他26岁就得了金头盔,那是一个空军飞行员能得到的最佳荣耀。
基地里传言迟宴泽家境优越,不是一般的那种优越,以前任中昱没往心里去。
眼下,跟他一起来了京南,任中昱觉得他这种真的就是胎投得好,一落地,什么都有了。
然而他却好像觉得拥有得还不够的模样,懒倦得去做了空军飞行员,在他们摸上战机前,经历的那些艰苦卓绝的训练,绝不是普通人可以承受的。
任中昱觉得迟宴泽可能就是跟普通人不一样。
他不正常。
他的骨头是反着长的。
今天任中昱去看骨科,应该让坐诊的医生给他也顺便看一下。
两人走进骨科门诊,等到叫号,任中昱准备一个人进去了。
迟宴泽如临大敌的说:“我陪你进去。

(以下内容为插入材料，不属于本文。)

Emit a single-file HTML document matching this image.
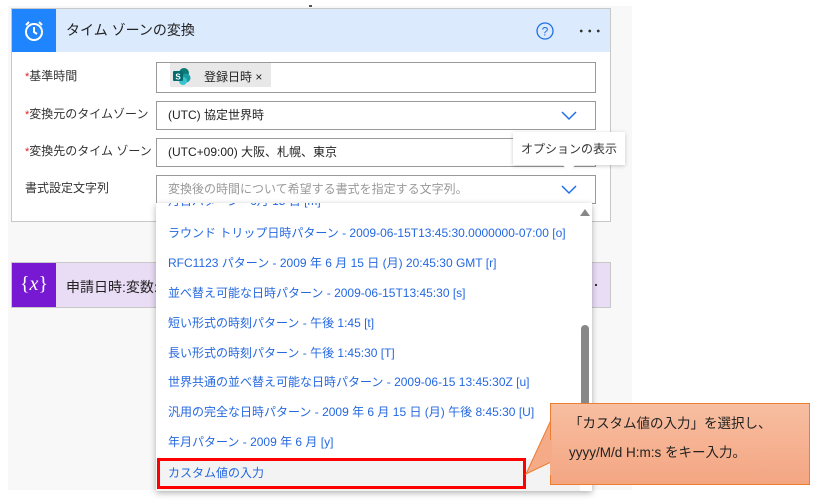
<!DOCTYPE html>
<html><head><meta charset="utf-8"><style>
*{box-sizing:border-box;margin:0;padding:0}
body{width:822px;height:504px;background:#fff;position:relative;overflow:hidden;font-family:"Liberation Sans","Noto Sans CJK JP",sans-serif;font-size:12px;color:#222}
.abs{position:absolute}
.bg{left:8px;top:6px;width:624px;height:484px;background:#f8f8f8}
.card{left:11px;top:8px;width:600px;height:214px;background:#fff;border:1px solid #c8c8c8}
.hdr{left:12px;top:9px;width:598px;height:43px;background:#dbeafd}
.ico{left:12px;top:9px;width:44px;height:43px;background:#1f85ff}
.title{left:66px;top:20px;font-size:14px;color:#222}
.lbl{left:25px;font-size:12px;color:#333}
.lbl b{color:#e02020;font-weight:normal;font-size:11px}
.inp{left:156px;width:440px;border:1px solid #999;background:#fff;font-size:12px;padding-left:11px;line-height:26px}
.chev{position:absolute;right:18px;top:9px}
.dd{left:156px;top:203px;width:436px;height:288px;background:#fff;box-shadow:0 2px 6px rgba(0,0,0,.3);overflow:hidden}
.it{position:absolute;left:12px;color:#2468e0;font-size:12px;white-space:nowrap}
.callout{left:550px;top:403px;width:260px;height:82px;background:linear-gradient(#f7bea1,#f4a682);border:1px solid #ed7d31;font-size:13.5px;color:#222;padding:5px 0 0 18px;line-height:29px}
</style></head><body>
<div class="abs bg"></div>
<div class="abs" style="left:309px;top:5px;width:3px;height:2px;background:#555"></div>
<div class="abs card"></div>
<div class="abs hdr"></div>
<div class="abs ico"><svg width="44" height="43" viewBox="0 0 44 43"><circle cx="22" cy="23" r="8" fill="none" stroke="#fff" stroke-width="2"/><path d="M22 18v5l3 2" fill="none" stroke="#fff" stroke-width="2"/><path d="M14 16l3-3M30 16l-3-3" stroke="#fff" stroke-width="2"/></svg></div>
<div class="abs title">タイム ゾーンの変換</div>
<svg class="abs" style="left:535px;top:21px" width="20" height="20"><circle cx="10" cy="10" r="8" fill="none" stroke="#1f70e8" stroke-width="1.3"/><text x="10" y="14.5" font-size="12" fill="#1f70e8" text-anchor="middle" font-family="Liberation Sans">?</text></svg>
<div class="abs" style="left:577px;top:29px;width:25px;height:4px;background:radial-gradient(circle,#333 1.2px,transparent 1.6px) 0 0/8.5px 4px"></div>

<div class="abs lbl" style="top:67px"><b>*</b>基準時間</div>
<div class="abs lbl" style="top:105px"><b>*</b>変換元のタイムゾーン</div>
<div class="abs lbl" style="top:142px"><b>*</b>変換先のタイム ゾーン</div>
<div class="abs lbl" style="top:179px">書式設定文字列</div>

<div class="abs inp" style="top:62px;height:31px"></div>
<div class="abs" style="left:170px;top:63px;width:101px;height:24px;background:#e8e8e8"></div>
<svg class="abs" style="left:172px;top:66px" width="20" height="20"><circle cx="12" cy="7" r="5" fill="#0b7a75"/><circle cx="14" cy="12" r="4.5" fill="#1a9ba1"/><circle cx="11" cy="15" r="4" fill="#37c6d0"/><rect x="1" y="5" width="10" height="10" rx="1" fill="#036c70"/><text x="6" y="13.5" font-size="8" fill="#fff" text-anchor="middle" font-weight="bold">S</text></svg>
<div class="abs" style="left:204px;top:68px;font-size:12px">登録日時 <span style="font-size:12px">×</span></div>

<div class="abs inp" style="top:101px;height:29px">(UTC) 協定世界時<svg class="chev" width="16" height="10"><path d="M1 1l7 7 7-7" fill="none" stroke="#1f70e8" stroke-width="1.5"/></svg></div>
<div class="abs inp" style="top:138px;height:29px">(UTC+09:00) 大阪、札幌、東京</div>
<div class="abs inp" style="top:175px;height:29px;color:#999">変換後の時間について希望する書式を指定する文字列。<svg class="chev" width="16" height="10"><path d="M1 1l7 7 7-7" fill="none" stroke="#1f70e8" stroke-width="1.5"/></svg></div>

<div class="abs" style="left:513px;top:132px;width:112px;height:33px;background:#fff;box-shadow:0 1px 4px rgba(0,0,0,.2);font-size:12px;color:#333;padding:8px 0 0 8px">オプションの表示</div>
<div class="abs" style="left:562px;top:164px;width:0;height:0;border-left:7px solid transparent;border-right:7px solid transparent;border-top:8px solid #fff"></div>

<div class="abs" style="left:11px;top:262px;width:600px;height:46px;background:#e9dcf5;border:1px solid #c8c8c8"></div>
<div class="abs" style="left:12px;top:263px;width:44px;height:44px;background:#7719d3;color:#fff;font-family:'Liberation Serif',serif;font-size:20px;text-align:center;line-height:42px">{<i>x</i>}</div>
<div class="abs" style="left:66px;top:277px;font-size:14px">申請日時:変数:</div>
<div class="abs" style="left:595px;top:284px;width:2px;height:2px;background:#333"></div>

<div class="abs dd">
<div class="it" style="top:-11px">月日パターン - 6月 15 日 [m]</div>
<div class="it" style="top:21px">ラウンド トリップ日時パターン - 2009-06-15T13:45:30.0000000-07:00 [o]</div>
<div class="it" style="top:51px">RFC1123 パターン - 2009 年 6 月 15 日 (月) 20:45:30 GMT [r]</div>
<div class="it" style="top:81px">並べ替え可能な日時パターン - 2009-06-15T13:45:30 [s]</div>
<div class="it" style="top:111px">短い形式の時刻パターン - 午後 1:45 [t]</div>
<div class="it" style="top:141px">長い形式の時刻パターン - 午後 1:45:30 [T]</div>
<div class="it" style="top:170px">世界共通の並べ替え可能な日時パターン - 2009-06-15 13:45:30Z [u]</div>
<div class="it" style="top:200px">汎用の完全な日時パターン - 2009 年 6 月 15 日 (月) 午後 8:45:30 [U]</div>
<div class="it" style="top:230px">年月パターン - 2009 年 6 月 [y]</div>
<div style="position:absolute;left:0;top:256px;width:424px;height:32px;background:#f3f3f3"></div>
<div class="it" style="top:261px">カスタム値の入力</div>
</div>
<div class="abs" style="left:157px;top:458px;width:369px;height:31px;border:3px solid #f00"></div>
<div class="abs" style="left:580px;top:209px;width:0;height:0;border-left:5px solid transparent;border-right:5px solid transparent;border-bottom:7px solid #888"></div>
<div class="abs" style="left:581px;top:325px;width:8px;height:150px;background:#888;border-radius:4px"></div>

<svg class="abs" style="left:520px;top:400px" width="300" height="95"><path d="M31 20 L6 74 L31 62" fill="#f5ab88" stroke="#ed7d31" stroke-width="1"/></svg>
<div class="abs callout">「カスタム値の入力」を選択し、<br>yyyy/M/d H:m:s をキー入力。</div>
<div class="abs" style="left:550px;top:440px;width:2px;height:35px;background:#f5ab88"></div>
</body></html>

”
迟宴泽今天跟上一次来不一样,上一次,他自己到处瞎晃,没在门诊大楼里呆够十分钟,就下楼去抽烟玩手机去了,理都不理任中昱。
今天,他全程对任中昱做陪同。
任中昱暗自思忖,这公子爷是不是真的有点哪啥癖好,真把他给关心上了。
“不用了。”受宠若惊的任中昱说。
“没事,关心同袍,是应该的。有什么,我们一起面对。”迟宴泽坚持要陪他进诊室,脸上的墨镜摘了,面孔上有别样认真的温情。
任中昱看傻了,以为他是真的关心同袍呢。
毕竟他们也可算是出生入死的关系,任中昱这手要是治不好,就只能在基地退伍,或者从关键位置退下来,做些简单的后勤工作了。
任中昱信了。迟宴泽是真的关心他。
两个俊朗青年一前一后的进入了骨科六诊室。
今天在这件诊室的坐诊医生是,周柠琅。
她今天没戴口罩。俏丽瓷白的脸蛋在日光灯的灯光下,细腻得像胎质极好的白瓷。
抬眸见到任中昱,她一脸平静,对他有印象。
再见到站在任中昱身后的迟宴泽,周柠琅低头,从抽屉里拿出一个淡蓝色的医用口罩,把脸遮好了,才招呼任中昱坐。
“任中昱,看断指对吗?”周柠琅问。